The earlier Asbury Park Day’s was at 219 Asbury Avenue. Photo courtesy of Ocean Grove Historical Society
The original Day’s sold only ice cream, and it was closed on Sundays. When Agnes Day, the sister of the two founders, took over, she added tea sandwiches. One of the delicacies in those days was nesselrode pudding, made with French chestnuts and orange flower water. Another was a plum pudding, composed of chocolate, fruit and whipped cream, and topped with a cherry. In those days before refrigeration those confections would have been easier to make than the ice cream, which required vast quantities of ice.
The earliest frozen dessert, according to that fount of all wisdom, Wikipedia, originated in the Persian Empire when people poured grape-juice concentrate over snow. This, of course, sounds like today’s water ices. For centuries, snow or ice was the basis of frozen desserts. The Middle East continued to pioneer in this culinary arena. Arabs are thought to have been the first to use milk as a major ingredient. Recipes for “true ice cream” first appeared in 18th-century England and American. And in 1843, Wikipedia says, Nancy Johnson of Philadelphia was issued the first U.S. patent for a small-scale hand cranked ice cream freezer.

This 1890 ad in the Ocean Grove Record promotes both the Asbury and OG busineses.

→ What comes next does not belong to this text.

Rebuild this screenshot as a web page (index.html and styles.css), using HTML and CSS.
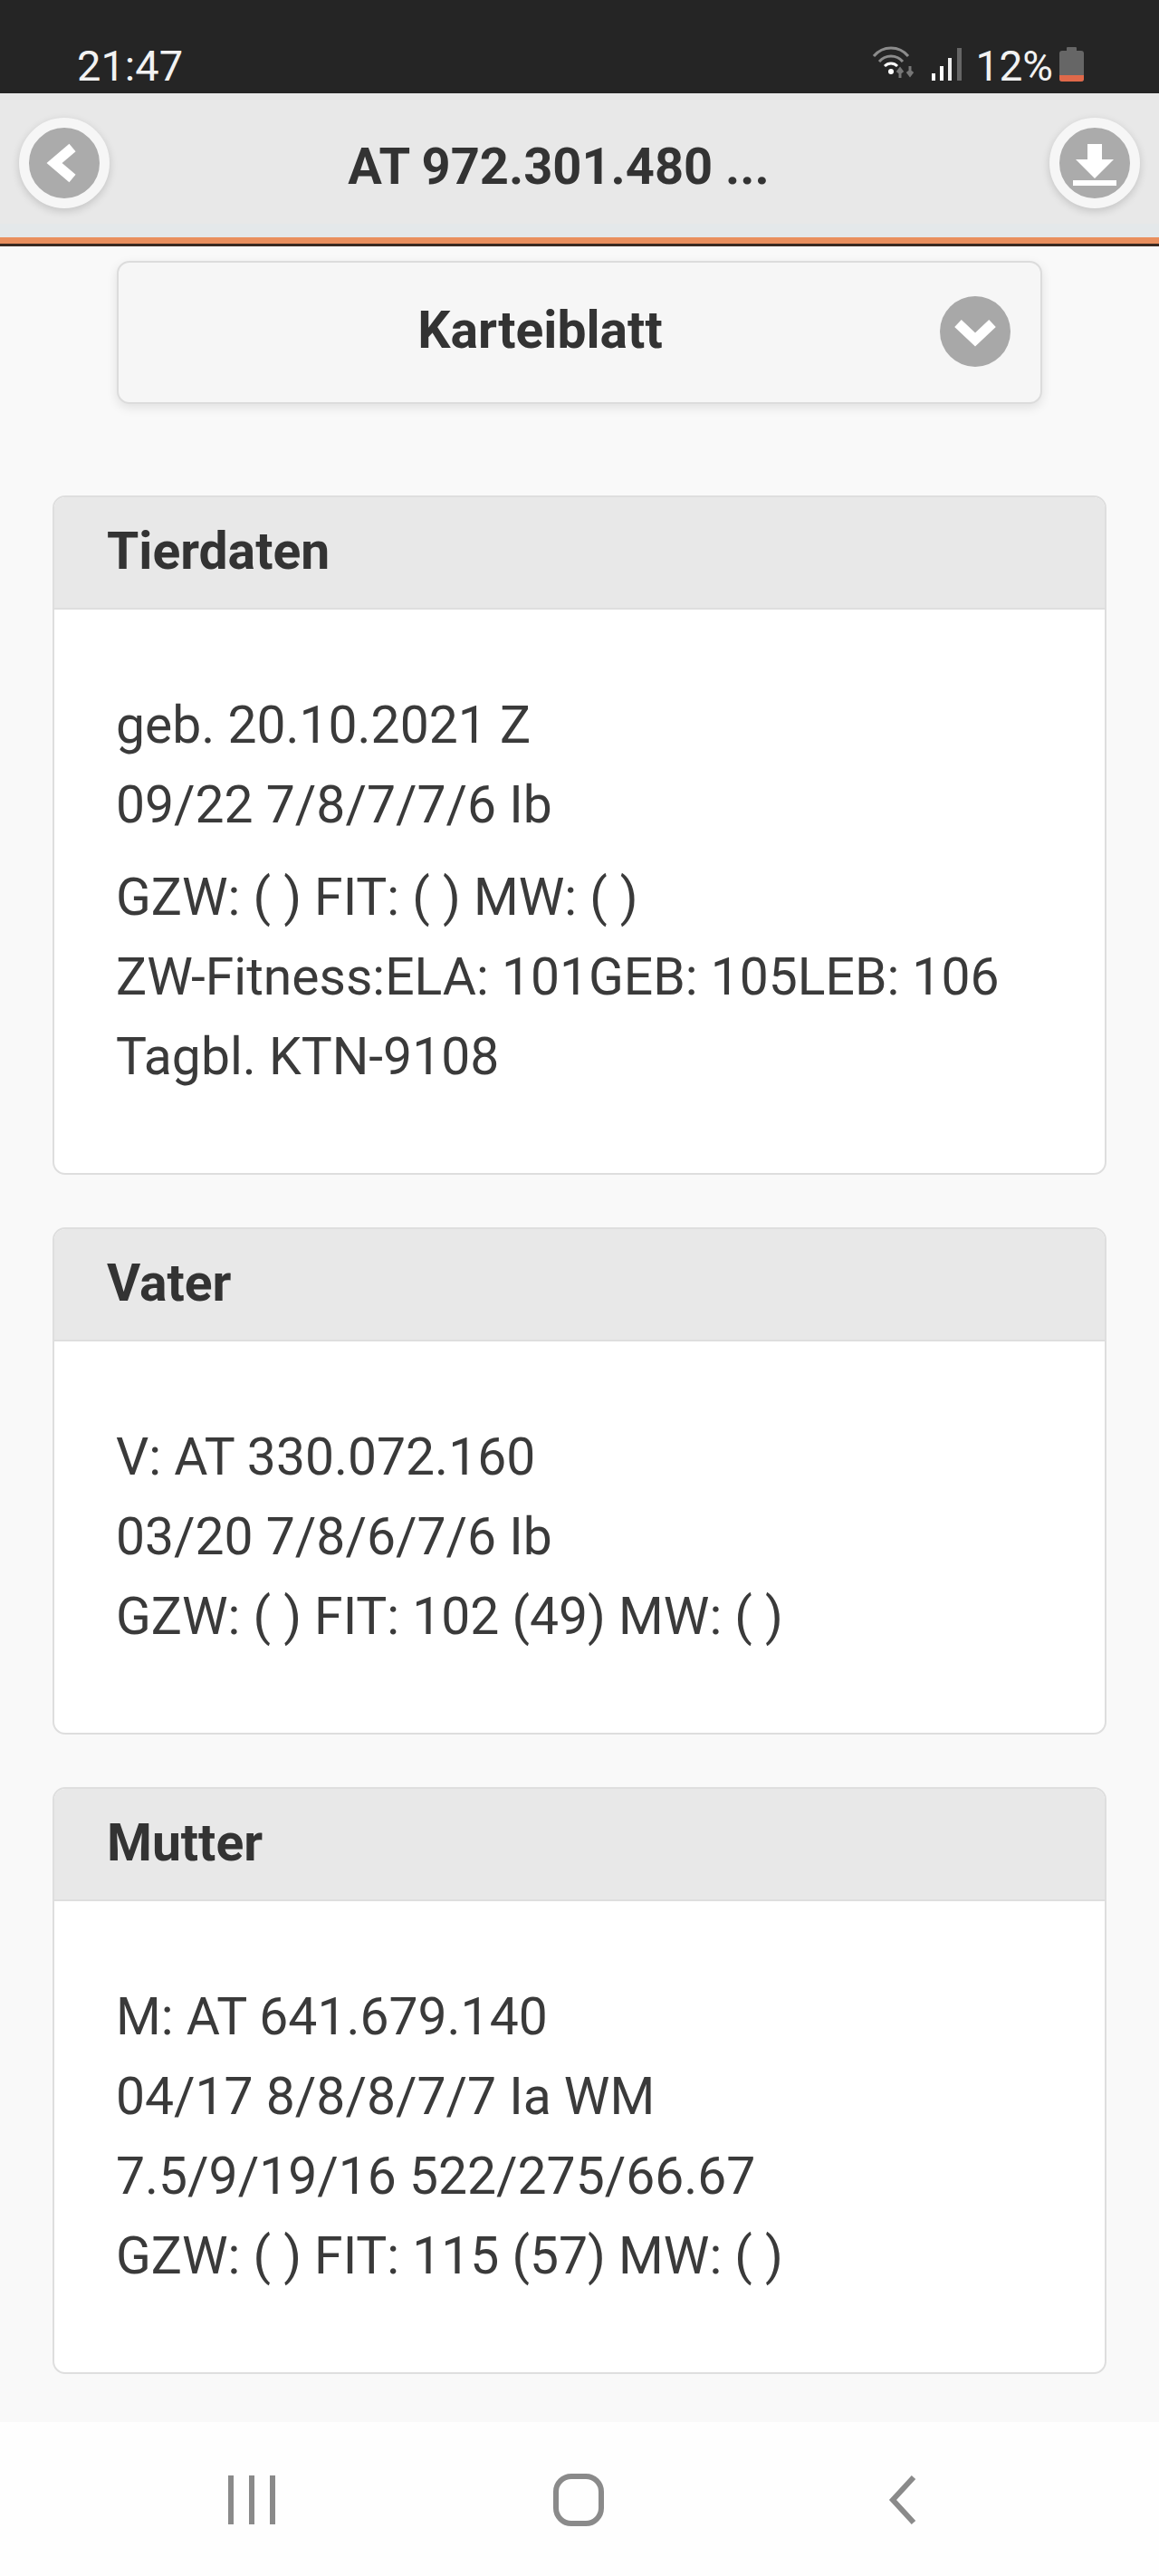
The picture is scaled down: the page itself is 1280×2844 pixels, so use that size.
FILE: index.html
```html
<!DOCTYPE html>
<html lang="de">
<head>
<meta charset="utf-8">
<title>AT 972.301.480</title>
<link rel="stylesheet" href="styles.css">
</head>
<body>
<div class="statusbar">
  <span class="clock">21:47</span>
  <div class="status-right">
    <svg class="ic-wifi" viewBox="0 0 48 36" width="48" height="36">
      <path d="M2 11 C12 -1 30 -1 40 11" class="wifi-dim"/>
      <path d="M8 17 C15 9 27 9 34 17" class="wifi-dim"/>
      <path d="M14 22 C18 18 24 18 28 22" class="wifi-on"/>
      <circle cx="21" cy="28" r="3" fill="#fff"/>
      <path d="M31 35 V26 M28 29 L31 25 L34 29 M42 22 V32 M39 28 L42 32 L45 28" class="wifi-arrows"/>
    </svg>
    <svg class="ic-signal" viewBox="0 0 34 36" width="34" height="36">
      <rect x="0" y="28" width="4" height="8" fill="#fff"/>
      <rect x="9" y="20" width="4" height="16" fill="#fff"/>
      <rect x="18" y="11" width="4" height="25" fill="#eee"/>
      <rect x="28" y="0" width="5" height="36" fill="#666"/>
    </svg>
    <span class="battery-pct">12%</span>
    <svg class="ic-battery" viewBox="0 0 27 38" width="27" height="38">
      <rect x="8" y="0" width="11" height="5" rx="1" fill="#666"/>
      <rect x="0" y="4" width="27" height="34" rx="3" fill="#666"/>
      <path d="M0 31 H27 V35 a3 3 0 0 1 -3 3 H3 a3 3 0 0 1 -3 -3 Z" fill="#e0694a"/>
    </svg>
  </div>
</div>

<header class="topbar">
  <button class="round-btn" aria-label="Zurück">
    <svg viewBox="0 0 78 78" width="78" height="78"><path d="M48 22 L28 39 L48 56" class="glyph"/></svg>
  </button>
  <h1 class="title">AT 972.301.480 ...</h1>
  <button class="round-btn" aria-label="Herunterladen">
    <svg viewBox="0 0 78 78" width="78" height="78">
      <path d="M31 18 H47 V35 H60 L39 56 L18 35 H31 Z" fill="#fff"/>
      <rect x="15" y="58" width="48" height="6" fill="#fff"/>
    </svg>
  </button>
</header>

<main class="content">
  <div class="select">
    <span class="select-label">Karteiblatt</span>
    <span class="select-icon">
      <svg viewBox="0 0 78 78" width="78" height="78"><path d="M20 30 L39 48 L58 30" class="glyph"/></svg>
    </span>
  </div>

  <section class="card">
    <h2 class="card-head">Tierdaten</h2>
    <div class="card-body">
      <p class="line">geb. 20.10.2021 Z</p>
      <p class="line">09/22 7/8/7/7/6 Ib</p>
      <p class="line line-gap">GZW: ( ) FIT: ( ) MW: ( )</p>
      <p class="line">ZW-Fitness:ELA: 101GEB: 105LEB: 106</p>
      <p class="line">Tagbl. KTN-9108</p>
    </div>
  </section>

  <section class="card">
    <h2 class="card-head">Vater</h2>
    <div class="card-body">
      <p class="line">V: AT 330.072.160</p>
      <p class="line">03/20 7/8/6/7/6 Ib</p>
      <p class="line">GZW: ( ) FIT: 102 (49) MW: ( )</p>
    </div>
  </section>

  <section class="card">
    <h2 class="card-head">Mutter</h2>
    <div class="card-body">
      <p class="line">M: AT 641.679.140</p>
      <p class="line">04/17 8/8/8/7/7 Ia WM</p>
      <p class="line">7.5/9/19/16 522/275/66.67</p>
      <p class="line">GZW: ( ) FIT: 115 (57) MW: ( )</p>
    </div>
  </section>
</main>

<nav class="navbar">
  <svg viewBox="0 0 60 60" width="60" height="60"><path d="M8 3 V57 M31 3 V57 M54 3 V57" class="nav-stroke"/></svg>
  <svg viewBox="0 0 60 60" width="60" height="60"><rect x="7" y="4" width="50" height="52" rx="17" class="nav-stroke"/></svg>
  <svg viewBox="0 0 60 60" width="60" height="60"><path d="M42 5 L19 30 L42 55" class="nav-stroke"/></svg>
</nav>
</body>
</html>
```
FILE: styles.css
```css
* { box-sizing: border-box; }
html, body { margin: 0; padding: 0; }
body {
  width: 1280px;
  height: 2844px;
  display: flex;
  flex-direction: column;
  font-family: Roboto, "Liberation Sans", sans-serif;
  color: #333;
  background: #f9f9f9;
  overflow: hidden;
}

.statusbar {
  height: 103px;
  flex: none;
  background: #252525;
  color: #f2f2f2;
  display: flex;
  align-items: flex-end;
  justify-content: space-between;
  padding: 0 83px 3px 85px;
  font-size: 47px;
  line-height: 54px;
}
.status-right { display: flex; align-items: flex-end; font-size: 46px; }
.ic-wifi { margin-bottom: 13px; }
.ic-signal { margin: 0 15px 11px 18px; }
.ic-battery { margin: 0 0 10px 7px; }
.wifi-dim, .wifi-on, .wifi-arrows { fill: none; stroke-width: 3; }
.wifi-dim { stroke: #8c8c8c; }
.wifi-on { stroke: #fff; }
.wifi-arrows { stroke: #777; }

.topbar {
  height: 169px;
  flex: none;
  background: #e8e8e8;
  border-bottom: 3px solid #3a2a22;
  box-shadow: inset 0 -7px 0 #e98f5e, inset 0 -22px 0 #e4e8ea;
  display: flex;
  align-items: flex-start;
  justify-content: space-between;
  padding: 27px 21px 0;
}
.round-btn {
  width: 100px;
  height: 100px;
  padding: 0;
  border: 11px solid #f6f6f6;
  border-radius: 50%;
  background: #ababab;
  box-shadow: 0 3px 10px rgba(0, 0, 0, .16);
  display: flex;
  align-items: center;
  justify-content: center;
}
.glyph { fill: none; stroke: #fff; stroke-width: 11; }
.title {
  margin: 0 46px 0 0;
  font-size: 56px;
  line-height: 108px;
  font-weight: 700;
  color: #333;
}

.content {
  flex: 1;
  padding: 16px 58px 0;
  min-height: 0;
}
.select {
  width: 1022px;
  height: 158px;
  margin: 0 auto 101px;
  padding: 0 87px 6px 0;
  background: #f6f6f6;
  border: 2px solid #dcdcdc;
  border-radius: 14px;
  box-shadow: 0 4px 12px rgba(0, 0, 0, .1);
  display: flex;
  align-items: center;
  justify-content: center;
  position: relative;
}
.select-label { font-size: 57px; font-weight: 700; color: #333; }
.select-icon {
  position: absolute;
  right: 33px;
  top: 37px;
  width: 78px;
  height: 78px;
  border-radius: 50%;
  background: #a8a8a8;
}
.select-icon svg { display: block; }

.card {
  width: 1164px;
  margin-bottom: 58px;
  border: 2px solid #dedede;
  border-radius: 14px;
  overflow: hidden;
  background: #fff;
}
.card-head {
  margin: 0;
  height: 124px;
  padding-left: 58px;
  background: #e8e8e8;
  border-bottom: 2px solid #dedede;
  font-size: 57px;
  line-height: 119px;
  font-weight: 700;
  color: #333;
}
.card-body { padding: 84px 68px; }
.line {
  margin: 0;
  font-size: 57px;
  line-height: 88px;
  color: #3a3a3a;
}
.line-gap { margin-top: 14px; }

.navbar {
  height: 170px;
  flex: none;
  background: #fefefe;
  display: flex;
  align-items: flex-start;
  gap: 300px;
  padding: 56px 0 0 247px;
}
.nav-stroke { fill: none; stroke: #8a8a8a; stroke-width: 6; }
```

In 1929 the Asbury Park Day’s closed its doors forever. In these parts it is remembered for employing Paul Robeson, later to become famous as an actor, singer and blacklisted left-wing radical. As a youth at Day’s, he is said in the aforementioned newspaper account to have “tempered his work with song.” The young black man likely boarded at the Ocean Grove Day’s, where the second and third floors housed employees. The story goes that Day’s also launched the chocolate-making career of William Hershey, who made his first batch of candy with Wilbur in the Morristown establishment.
More recently, a young waitress penned her “Remembrances of Day’s Past….1949-52.” In addition to the ice cream parlor, by then Day’s operated a full-fledged tearoom and a gift shop that sold jewelry, candy and stationery. It was now open on Sundays, but under existing blue laws ice cream could not be sold apart from a meal — too much of a “pleasurable luxury” if eaten solo, the young woman wrote. She added, “This was not easily explained to non Ocean Grovers and the hard-of-hearing.” Ice cream could, however, be served as dessert following a meal — but only by male waiters.
In 1950, according to these “remembrances,” Day’s was purchased by Mr. and Mrs. Homer Secor, who owned Highgate Hall in Montclair, N.J. A subsequent owner was Ben C. Douglas, a beloved Grover who founded the Citizens Patrol after his son was mugged. Douglas immortalized the years from 1968 to 1988, when he owned and operated the restaurant, in a memoir told through the eyes of his mongrel dog, Rover. It is titled Rover Speaks Out.
The present owners, Philip Herr II and his wife Karla, bought Day’s in 1992 from Douglas and spent the next five years renovating the building. During that period the restaurant was closed but the ice cream parlor remained open. The Herrs now occupy the two floors where employees once lived, and Mrs. Herr tends the large and colorful garden on the east side of the building.
Dave Fernicola grew up in Elizabeth and lived 20 years in Tom’s River before moving to Ocean Grove in 1992, drawn, he said, by “the sense of community.” For a time he owned and operated the Bath Avenue House, but when he and Teixeira had the opportunity to buy Day’s they formed a business partnership. Both oversee the Starving Artist in the winter, while Fernicola presides over the ice cream business in the summer. He is a familiar sight behind the counter.
A couple years into his new career, Fernicola cemented his dedication with a large tattoo of a three-scoop ice cream cone on his left arm. Business has flourished. Says Fernicola, “If you do what you do and it comes from the heart, people know.”

Day’s back in the day. It is Ocean Grove’s oldest continuously operating business. From Historical Society archives.